The much-vilified U.S. policy of separating children from parents who illegally cross the U.S.-Mexico border could continue under certain circumstances because of ambiguous language in President Donald Trump’s order meant to end the practice, legal experts said.
“The first thing that hit me when I read the order was the tremendous amount of wiggle room built into it,” said John Banzhaf, a professor or public interest law at George Washington University.
The order signed by Trump on Wednesday calls for those families to be detained together but it permits separation if deemed that detention with a parent “would pose a risk to the child’s welfare.” Family unity is the policy “where appropriate and consistent with law and available resources,” the order said.

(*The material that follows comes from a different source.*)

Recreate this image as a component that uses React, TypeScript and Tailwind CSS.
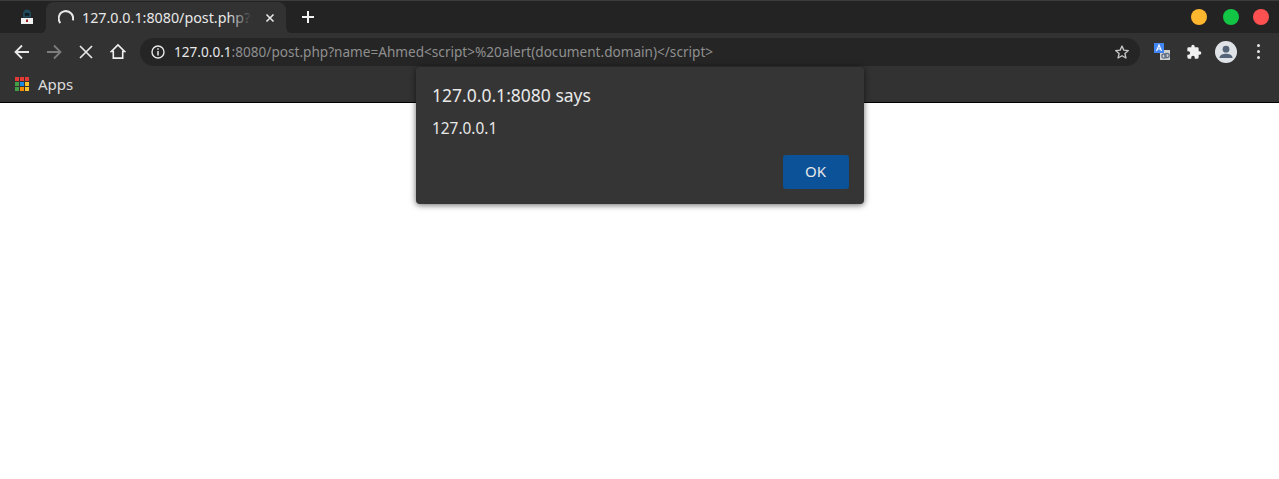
import React from "react";

const font = { fontFamily: '"Noto Sans", sans-serif' };

function Tab() {
  return (
    <div className="relative mt-px flex h-[32px] w-[240px] items-center rounded-t-[8px] bg-[#323232] pl-[12px]">
      <svg className="absolute left-[-8px] bottom-0" width="8" height="8" viewBox="0 0 8 8"><path d="M0 8C5 8 8 5 8 0V8Z" fill="#323232" /></svg>
      <svg className="absolute right-[-8px] bottom-0" width="8" height="8" viewBox="0 0 8 8"><path d="M8 8C3 8 0 5 0 0V8Z" fill="#323232" /></svg>
      <svg width="16" height="16" viewBox="0 0 16 16" fill="none" className="shrink-0"><path d="M2.4 13A7.2 7.2 0 1 1 14.8 10.4" stroke="#e8e8e8" strokeWidth="2" /></svg>
      <div className="relative ml-[8px] w-[176px] overflow-hidden whitespace-nowrap text-[14.3px] leading-[20px] text-[#e8e8e8]">
        127.0.0.1:8080/post.php?name=Ahmed
        <div className="absolute inset-y-0 right-0 w-[30px] bg-gradient-to-r from-transparent to-[#323232] to-80%" />
      </div>
      <svg width="10" height="10" viewBox="0 0 10 10" className="ml-[7px] shrink-0"><path d="M1.5 1.5L8.5 8.5M8.5 1.5L1.5 8.5" stroke="#e8e8e8" strokeWidth="1.6" /></svg>
    </div>
  );
}

function Dot({ c }: { c: string }) {
  return <div className={`h-[16px] w-[16px] rounded-full ${c}`} />;
}

export default function App() {
  return (
    <div className="relative h-[479px] w-[1279px] overflow-hidden bg-white" style={font}>
      <div className="bg-[#323232]">
        {/* tab strip */}
        <div className="flex h-[33px] items-start border-t border-[#3c3c3c] bg-[#232323]">
          <div className="flex h-[32px] w-[46px] items-center justify-center pl-[8px]">
            <svg width="14" height="16" viewBox="0 0 14 16">
              <path d="M7 0.5C4.5 0.5 3 2.2 3 4.5V8.5H11V4.5C11 2.2 9.5 0.5 7 0.5Z" fill="#1f4a5c" />
              <rect x="4.8" y="4" width="4.4" height="2.8" fill="#0d1a20" />
              <rect x="1" y="9" width="12" height="6" fill="#f1f1f1" />
              <rect x="6" y="10.5" width="2" height="2.5" fill="#a02020" />
            </svg>
          </div>
          <Tab />
          <div className="ml-[14px] flex h-[32px] w-[16px] items-center justify-center">
            <svg width="12" height="12" viewBox="0 0 12 12"><path d="M6 0V12M0 6H12" stroke="#f2f2f2" strokeWidth="2" /></svg>
          </div>
          <div className="ml-auto mr-[10px] flex h-[32px] items-center">
            <Dot c="bg-[#fdb72f]" />
            <div className="w-[16px]" />
            <Dot c="bg-[#12c545]" />
            <div className="w-[14px]" />
            <Dot c="bg-[#fc5150]" />
          </div>
        </div>
        {/* toolbar */}
        <div className="flex h-[37px] items-center">
          <div className="ml-[14px] flex w-[16px] justify-center">
            <svg width="16" height="16" viewBox="0 0 16 16" fill="none"><path d="M15 8H2M8 1.5L1.5 8L8 14.5" stroke="#e8e8e8" strokeWidth="1.8" /></svg>
          </div>
          <div className="ml-[16px] flex w-[16px] justify-center">
            <svg width="16" height="16" viewBox="0 0 16 16" fill="none"><path d="M1 8H14M8 1.5L14.5 8L8 14.5" stroke="#7d7d7d" strokeWidth="1.8" /></svg>
          </div>
          <div className="ml-[16px] flex w-[16px] justify-center">
            <svg width="14" height="14" viewBox="0 0 14 14" fill="none"><path d="M1 1L13 13M13 1L1 13" stroke="#e8e8e8" strokeWidth="1.7" /></svg>
          </div>
          <div className="ml-[16px] flex w-[16px] justify-center">
            <svg width="17" height="17" viewBox="0 0 17 17" fill="none"><path d="M8.5 1.5L1.5 8.5H3.5V15.5H13.5V8.5H15.5Z" stroke="#f0f0f0" strokeWidth="1.7" strokeLinejoin="miter" /></svg>
          </div>
          <div className="ml-[14px] flex h-[28px] w-[1000px] items-center rounded-full bg-[#252525] pl-[11px] pr-[10px]">
            <svg width="14" height="14" viewBox="0 0 14 14" fill="none" className="shrink-0">
              <circle cx="7" cy="7" r="6" stroke="#e8e8e8" strokeWidth="1.4" />
              <path d="M7 6V10.5" stroke="#e8e8e8" strokeWidth="1.5" />
              <path d="M7 3.2V4.8" stroke="#e8e8e8" strokeWidth="1.5" />
            </svg>
            <div className="ml-[9px] whitespace-nowrap text-[13.6px] leading-[20px] text-[#8f8f8f]">
              <span className="text-[#e8e8e8]">127.0.0.1</span>:8080/post.php?name=Ahmed&lt;script&gt;%20alert(document.domain)&lt;/script&gt;
            </div>
            <svg width="16" height="16" viewBox="0 0 24 24" fill="none" className="ml-auto shrink-0">
              <path d="M12 3L14.7 9.2L21.5 9.9L16.4 14.4L17.9 21L12 17.6L6.1 21L7.6 14.4L2.5 9.9L9.3 9.2Z" stroke="#c8c8c8" strokeWidth="2" strokeLinejoin="round" />
            </svg>
          </div>
          <div className="relative ml-[14px] h-[18px] w-[18px]">
            <svg width="18" height="18" viewBox="0 0 18 18">
              <rect x="6" y="7" width="10" height="10" fill="#d0d0d0" />
              <circle cx="10" cy="13" r="2.2" fill="none" stroke="#5a6b80" strokeWidth="1.2" />
              <circle cx="13" cy="12.5" r="2.2" fill="none" stroke="#5a6b80" strokeWidth="1.2" />
              <rect x="0" y="0" width="10" height="10" fill="#4285f4" />
              <path d="M2.5 8L5 2L7.5 8M3.5 6H6.5" stroke="#fff" strokeWidth="1.1" fill="none" />
            </svg>
          </div>
          <div className="ml-[14px]">
            <svg width="16" height="16" viewBox="0 0 24 24"><path d="M20.5 11H19V7a2 2 0 0 0-2-2h-4V3.5a2.5 2.5 0 0 0-5 0V5H4a2 2 0 0 0-2 2v3.8h1.5a2.7 2.7 0 0 1 0 5.4H2V20a2 2 0 0 0 2 2h3.8v-1.5a2.7 2.7 0 0 1 5.4 0V22H17a2 2 0 0 0 2-2v-4h1.5a2.5 2.5 0 0 0 0-5Z" fill="#efefef" /></svg>
          </div>
          <div className="ml-[13px]">
            <svg width="22" height="22" viewBox="0 0 22 22">
              <circle cx="11" cy="11" r="11" fill="#dfe3e8" />
              <circle cx="11" cy="8.2" r="3.4" fill="#56647a" />
              <path d="M4.5 16.5C5 13.8 8 12.8 11 12.8C14 12.8 17 13.8 17.5 16.5V17H4.5Z" fill="#56647a" />
            </svg>
          </div>
          <div className="ml-[20px] flex flex-col gap-[3px]">
            <div className="h-[3px] w-[3px] rounded-full bg-[#e8e8e8]" />
            <div className="h-[3px] w-[3px] rounded-full bg-[#e8e8e8]" />
            <div className="h-[3px] w-[3px] rounded-full bg-[#e8e8e8]" />
          </div>
        </div>
        {/* bookmarks */}
        <div className="flex h-[33px] items-center border-b border-black pb-[5px] pl-[15px]">
          <div className="grid h-[14px] w-[14px] grid-cols-3 gap-[1px]">
            {["bg-[#e53935]", "bg-[#e53935]", "bg-[#e53935]", "bg-[#43a047]", "bg-[#1e88e5]", "bg-[#fbc02d]", "bg-[#43a047]", "bg-[#fb8c00]", "bg-[#fbc02d]"].map((c, i) => (
              <div key={i} className={c} />
            ))}
          </div>
          <span className="ml-[9px] text-[15px] leading-[20px] text-[#dcdcdc]">Apps</span>
        </div>
      </div>

      {/* alert dialog */}
      <div className="absolute left-[416px] top-[67px] h-[137px] w-[448px] rounded-[4px] bg-[#353535] pl-[16px] pr-[15px] shadow-[0_1px_6px_rgba(0,0,0,0.6)]">
        <div className="pt-[16px] text-[17.5px] leading-[24px] text-[#e8e8e8]">127.0.0.1:8080 says</div>
        <div className="pt-[12px] text-[15.4px] leading-[20px] text-[#e8e8e8]">127.0.0.1</div>
        <div className="mt-[16px] flex justify-end">
          <div className="flex h-[34px] w-[66px] items-center justify-center rounded-[3px] bg-[#0b5299] pb-[1px] pr-[1px] text-[15px] text-[#e8e8e8]">OK</div>
        </div>
      </div>
    </div>
  );
}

Legal experts said this language could be exploited by the government to separate families on various grounds and be challenged in court, potentially adding to the welter of litigation against Trump’s hardline immigration policy.
Despite Trump’s order, the American Civil Liberties Union said it would press on with a lawsuit arguing the family separation policy violated the Fifth Amendment of the U.S. Constitution, which holds no person can be deprived of life, liberty or property without due process.
A family separated on the basis of a loophole in Trump’s executive order could potentially bring a similar due process challenge.
In April, the administration announced a “zero tolerance” policy that all immigrants apprehended while crossing the border illegally should be prosecuted under the country’s criminal entry statute.
It led to separations of parents and children because when border agents refer apprehended migrants to court, parents are held in federal jail to await trial by a judge while the children either remain in border patrol custody or are moved into facilities managed by the Office of Refugee Resettlement.
Trump’s executive order could allow the government to argue separation was necessary on the grounds that detention facilities were too crowded, for instance, said Greg Siskind, a Memphis immigration lawyer.
The U.S. Department of Justice declined to comment and the Department of Homeland Security did not respond to a request for comment.
CAP ON CHILD DETENTION
On Thursday, the Justice Department asked a court to ease curbs on the detention of children who enter the country illegally with their parents, the most immediate issue facing the executive order.
Indefinite detentions run afoul of the so-called Flores settlement, a 1997 agreement that has been interpreted by courts as requiring children not be detained for more than 20 days.